● STATED PROBLEM: Scan the data beneath this task and copy each line that includes "index".

--- Start DATA EXCERPT ---

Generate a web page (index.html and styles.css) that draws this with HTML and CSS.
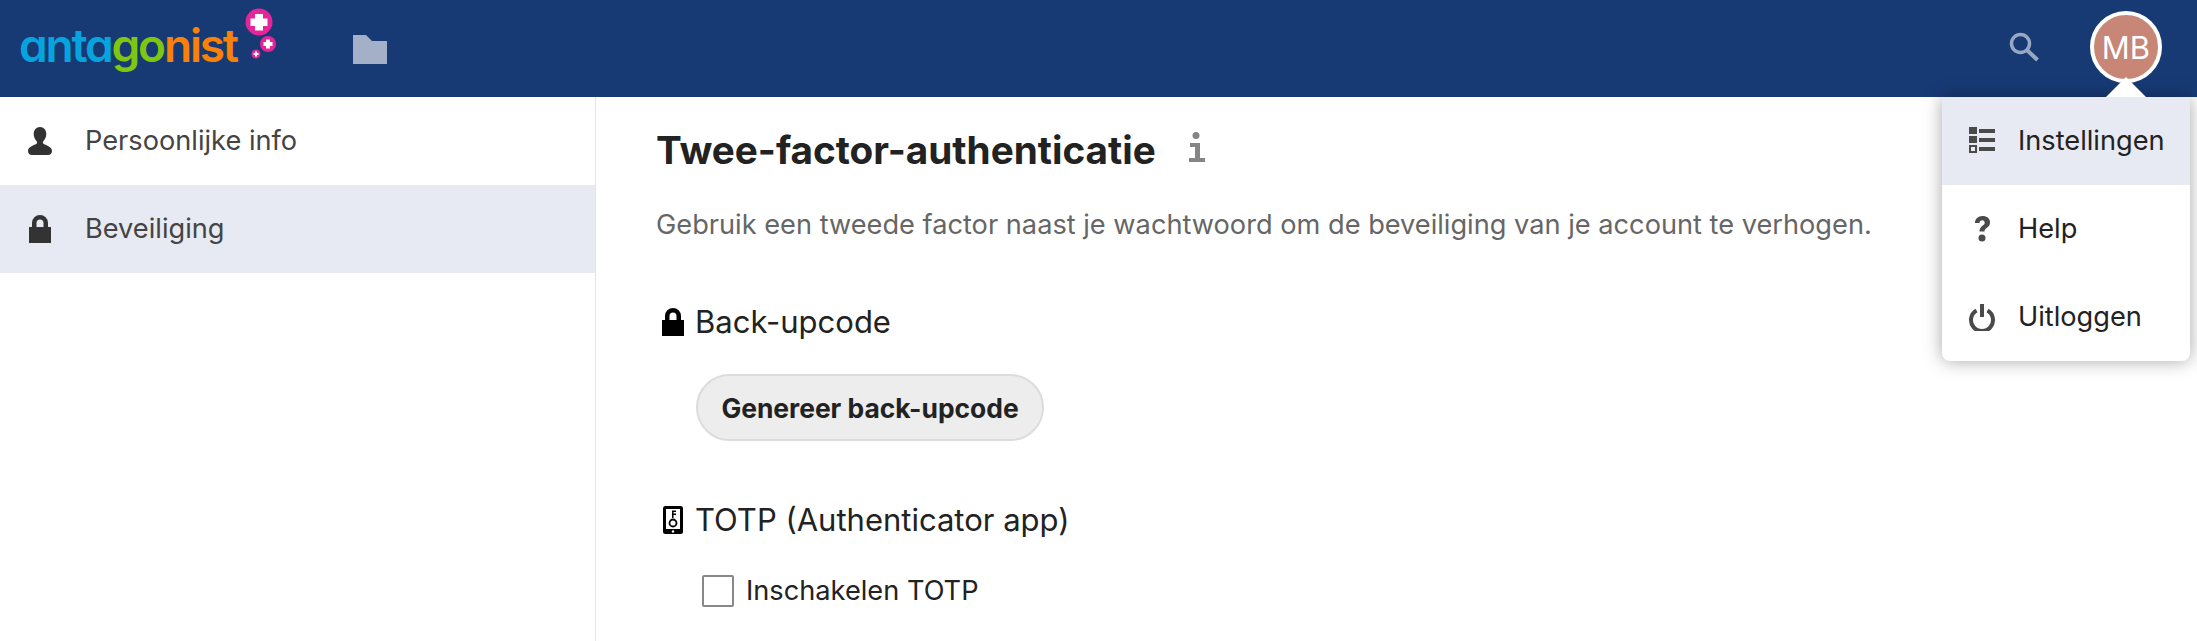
FILE: index.html
```html
<!DOCTYPE html>
<html lang="nl">
<head>
    <meta charset="UTF-8">
    <meta name="viewport" content="width=device-width, initial-scale=1.0">
    <title>Instellingen - Antagonist</title>
    <link rel="stylesheet" href="styles.css">
</head>
<body>
    <!-- Header -->
    <header class="topbar">
        <a class="logo" href="#">
            <span class="logo-text"><span class="logo-blue">anta</span><span class="logo-green">go</span><span class="logo-orange">nist</span></span>
            <svg class="logo-bubbles" width="44" height="56" viewBox="0 0 44 56">
                <circle cx="22" cy="14" r="13.500" fill="#e6249a"/>
                <path d="M18 6h8v4.500h4.500v7.500H26v4.500h-8V18h-4.500v-7.500H18z" fill="#fff"/>
                <circle cx="31" cy="36" r="8" fill="#e6249a"/>
                <path d="M29 31.500h4V34h2.500v4H33v2.500h-4V38h-2.500v-4H29z" fill="#fff"/>
                <circle cx="19" cy="46" r="4.500" fill="#e6249a"/>
                <path d="M18 43.500h2V45h1.500v2H20v1.500h-2V47h-1.500v-2H18z" fill="#fff"/>
            </svg>
        </a>
        <a class="nav-files" href="#">
            <svg width="36" height="30" viewBox="0 0 36 30"><path d="M1 1h13l6 6h15v23H1z" fill="#a3b0c8"/></svg>
        </a>
        <div class="topbar-right">
            <a class="search" href="#">
                <svg width="32" height="32" viewBox="0 0 32 32" fill="none" stroke="#98a8c2" stroke-width="3.500"><circle cx="12.500" cy="12.500" r="9"/><path d="M19 19l10.500 10" stroke-width="4"/></svg>
            </a>
            <div class="avatar">MB</div>
        </div>
    </header>

    <!-- Dropdown -->
    <div class="user-menu">
        <a class="menu-item active" href="#">
            <svg class="menu-icon" width="28" height="28" viewBox="0 0 28 28" fill="#4a4a4a">
                <path d="M1 0h8v7H1zM1 9h8v7H1zM1 18h8v8H1zm2 2v4h4v-4zM11 2h16v4H11zM11 11h16v4H11zM11 20h16v4H11z" fill-rule="evenodd"/>
            </svg>
            <span>Instellingen</span>
        </a>
        <a class="menu-item" href="#">
            <svg class="menu-icon" width="28" height="28" viewBox="0 0 28 28" fill="#4a4a4a">
                <path d="M7 8c0-4 3-7 7.500-7C19 1 22 3.500 22 7.500c0 3-1.800 4.300-3.400 5.500-1.300 1-2.100 1.700-2.100 3.500h-5c0-3.200 1.400-4.600 3-5.800 1.200-.9 2.200-1.600 2.200-3 0-1.500-1-2.400-2.500-2.400-1.700 0-2.600 1.100-2.700 2.700z"/>
                <circle cx="14" cy="23" r="3.500"/>
            </svg>
            <span>Help</span>
        </a>
        <a class="menu-item" href="#">
            <svg class="menu-icon" width="28" height="28" viewBox="0 0 28 28" fill="none" stroke="#4a4a4a" stroke-width="4">
                <path d="M8.500 7.500a11 11 0 1 0 11 0"/>
                <path d="M14 1v13"/>
            </svg>
            <span>Uitloggen</span>
        </a>
    </div>

    <div class="page">
        <!-- Sidebar -->
        <nav class="sidebar">
            <a class="side-item" href="#">
                <svg class="side-icon" width="28" height="28" viewBox="0 0 28 28" fill="#333">
                    <path d="M14 0c3.800 0 6.300 3 6.300 7 0 3-1.300 5.600-3 7.200-.6.600-.5 2.200.5 2.900 2.500 1.600 8.200 2.400 8.200 7 0 2.700-1.800 3.900-4 3.900H6c-2.200 0-4-1.200-4-3.900 0-4.600 5.700-5.400 8.200-7 1-.7 1.100-2.300.5-2.900-1.700-1.600-3-4.200-3-7.200 0-4 2.500-7 6.300-7z"/>
                </svg>
                <span>Persoonlijke info</span>
            </a>
            <a class="side-item active" href="#">
                <svg class="side-icon" width="28" height="28" viewBox="0 0 28 28" fill="#333">
                    <path d="M3 12h3V8a8 8 0 0 1 16 0v4h3v16H3zM10.500 12h7V8a3.500 3.500 0 0 0-7 0z" fill-rule="evenodd"/>
                </svg>
                <span>Beveiliging</span>
            </a>
        </nav>

        <!-- Content -->
        <main class="content">
            <div class="title-row">
                <h2>Twee-factor-authenticatie</h2>
                <svg class="info-icon" width="18" height="32" viewBox="0 0 18 32" fill="#858585">
                    <circle cx="8" cy="3.500" r="3.500"/>
                    <path d="M2 11h10v15h5v4H1v-4h6V15H2z"/>
                </svg>
            </div>
            <p class="description">Gebruik een tweede factor naast je wachtwoord om de beveiliging van je account te verhogen.</p>

            <h3 class="provider">
                <svg class="provider-icon" width="28" height="28" viewBox="0 0 28 28" fill="#000">
                    <path d="M3 12h3V8a8 8 0 0 1 16 0v4h3v16H3zM10.500 12h7V8a3.500 3.500 0 0 0-7 0z" fill-rule="evenodd"/>
                </svg>
                Back-upcode
            </h3>
            <button class="btn" type="button">Genereer back-upcode</button>

            <h3 class="provider provider-totp">
                <svg class="provider-icon" width="28" height="28" viewBox="0 0 28 28">
                    <rect x="4" y="0" width="20" height="28" rx="2.500" fill="#000"/>
                    <rect x="7" y="3" width="14" height="20" fill="#fff"/>
                    <circle cx="14" cy="25.500" r="1.200" fill="#fff"/>
                    <path d="M13 4.500h4v1.500h-2.500v1.500H17V9h-2.500v3H13z" fill="#000"/>
                    <circle cx="14" cy="17" r="3.500" fill="none" stroke="#000" stroke-width="1.800"/>
                </svg>
                TOTP (Authenticator app)
            </h3>
            <label class="check">
                <input type="checkbox">
                <span class="check-box"></span>
                Inschakelen TOTP
            </label>
        </main>
    </div>
</body>
</html>
```

FILE: styles.css
```css
* {
    box-sizing: border-box;
}

html,
body {
    height: 100%;
}

body {
    margin: 0;
    overflow: hidden;
    display: flex;
    flex-direction: column;
    font-family: Inter, "Noto Sans", Arial, sans-serif;
    color: #222;
    background-color: #fff;
}

a {
    color: inherit;
    text-decoration: none;
}

/* Header */
.topbar {
    flex: none;
    height: 97px;
    display: flex;
    align-items: center;
    background-color: #173a75;
}

.logo {
    display: flex;
    align-items: flex-start;
    width: 352px;
    height: 97px;
    padding: 0 0 0 19px;
}

.logo-text {
    margin-top: 16px;
    font-family: Inter, sans-serif;
    font-feature-settings: "cv11";
    font-size: 46px;
    line-height: 58px;
    font-weight: 600;
    letter-spacing: -2.200px;
}

.logo-blue {
    color: #06a4de;
}

.logo-green {
    color: #7ec60f;
}

.logo-orange {
    color: #f98108;
}

.logo-bubbles {
    margin: 8px 0 0 0;
}

.nav-files {
    display: flex;
}

.topbar-right {
    display: flex;
    align-items: center;
    margin-left: auto;
    padding-right: 35px;
}

.search {
    display: flex;
    margin-right: 50px;
    margin-top: -3px;
}

.avatar {
    width: 72px;
    height: 72px;
    border: 4px solid #fff;
    border-radius: 50%;
    display: flex;
    align-items: center;
    justify-content: center;
    background-color: #c88677;
    color: #fff;
    font-size: 31px;
    margin-bottom: 3px;
}

/* Dropdown */
.user-menu {
    position: absolute;
    top: 97px;
    right: 7px;
    width: 248px;
    background-color: #fff;
    border-radius: 0 0 8px 8px;
    box-shadow: 0 0 18px rgba(0, 0, 0, 0.35);
    z-index: 2;
}

.user-menu::before {
    content: "";
    position: absolute;
    top: -20px;
    right: 44px;
    border: 20px solid transparent;
    border-top: 0;
    border-bottom-color: #fff;
}

.menu-item {
    height: 88px;
    display: flex;
    align-items: center;
    padding-left: 26px;
    font-size: 27.200px;
}

.menu-item span {
    padding-bottom: 2px;
}

.menu-item.active {
    background-color: #e7eaf2;
}

.menu-icon {
    margin-right: 22px;
}

/* Sidebar */
.page {
    flex: 1;
    display: flex;
    min-height: 0;
}

.sidebar {
    flex: none;
    width: 596px;
    border-right: 1px solid #e4e4e4;
}

.side-item {
    height: 88px;
    display: flex;
    align-items: center;
    padding-left: 26px;
    font-size: 27.200px;
    color: #444;
}

.side-item span {
    padding-bottom: 2px;
}

.side-item.active {
    background-color: #e7eaf2;
}

.side-icon {
    margin-right: 31px;
}

/* Content */
.content {
    flex: 1;
    padding: 31px 0 0 60px;
}

.title-row {
    display: flex;
    align-items: center;
    height: 44px;
}

h2 {
    margin: 0;
    font-size: 38.700px;
    line-height: 44px;
    font-weight: 700;
    color: #222;
}

.info-icon {
    margin-left: 32px;
    margin-top: -5px;
}

.description {
    margin: 35px 0 0;
    font-size: 27.200px;
    line-height: 36px;
    color: #666;
}

.provider {
    display: flex;
    align-items: center;
    margin: 59px 0 0;
    font-size: 31px;
    line-height: 40px;
    font-weight: 400;
    color: #222;
}

.provider-icon {
    margin-right: 8px;
    margin-left: 3px;
}

.provider-totp {
    margin-top: 59px;
}

.btn {
    display: block;
    margin: 32px 0 0 40px;
    width: 348px;
    height: 67px;
    padding: 0;
    border: 2px solid #dcdcdc;
    border-radius: 34px;
    background-color: #ededed;
    color: #222;
    font-family: inherit;
    font-size: 26.400px;
    font-weight: 700;
}

.check {
    display: flex;
    align-items: center;
    margin: 33px 0 0 46px;
    font-size: 27.200px;
    line-height: 36px;
    color: #222;
}

.check input {
    display: none;
}

.check-box {
    width: 32px;
    height: 32px;
    margin-right: 12px;
    border: 2px solid #888;
    border-radius: 2px;
    background-color: #fff;
}
```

--- End DATA EXCERPT ---

● ANSWER FOR THE TASK:
Generate a web page (index.html and styles.css) that draws this with HTML and CSS.
FILE: index.html
    z-index: 2;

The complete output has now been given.